Let the words of my mouth and the meditation of my heart
be acceptable in your sight,
O LORD, my rock and my redeemer.
Psalm 19:14 (ESV)
Chapter 2 was all about the power of words. We’ve heard all our lives about the dangers of the words we speak out loud. I’ve never once given a second thought to the words I don’t speak out loud. Most of these about myself.

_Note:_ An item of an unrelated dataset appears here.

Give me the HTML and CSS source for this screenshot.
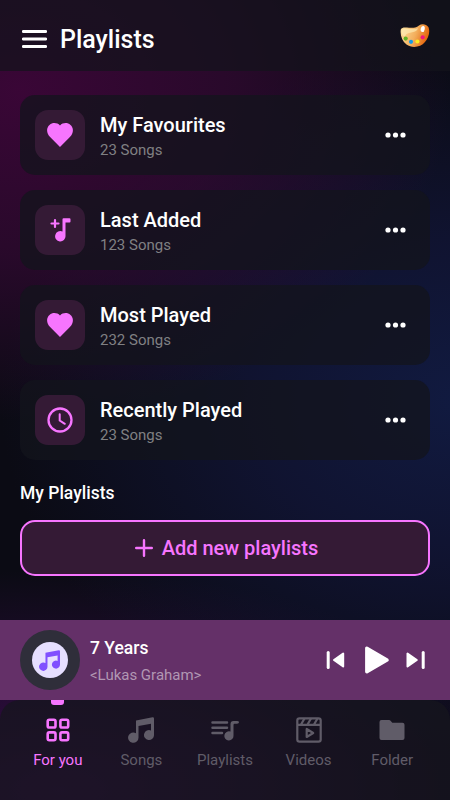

Jennifer brought up the issue of “labels” and how they impact our lives. I can totally see this in myself…in my insecurities. I’ve always loved music. Music speaks to my heart in a very profound way. Singing brings me pure joy. But, even now, I am very insecure about singing. I always feel like it is never good enough. Why is that? I have one powerful memory that resounds in my mind every time I get ready to sing the first note. One day, I was probably about 6 or 7 years old, the family was in our car driving somewhere. One of my favorite songs came on the radio, and I began to sing. My mother chuckled and turned to me and said, “De, sweetie, I think we should leave the singing to your sister. She’s the musician of the family.” Now, I know my mom meant no harm by the comment. I know I used to be a VERY nasal singer, but that one incident has followed me my entire life. Similarly, when I was entering junior high, my aunt commented on my signing up for choir by saying, “Don’t waste that teacher’s time honey, you aren’t the musician in the family. You should do yourself a favor and take home ec instead.”
Words, just words, that I play over and over in my mind. Yes, I am a classically trained vocalist. Yes, I have a bachelor of music degree. Yes, God has called me to be a worship leader. Yes, I doubt myself every single day.
“The tongue can bring death or life”
I will never be able to remove those memories from my mind. (And many, many others that control many other aspects of my life right now.) But, Jennifer encourages that through the power of God, I can strip them of the control they have! (Oh, how I look forward to this!!!)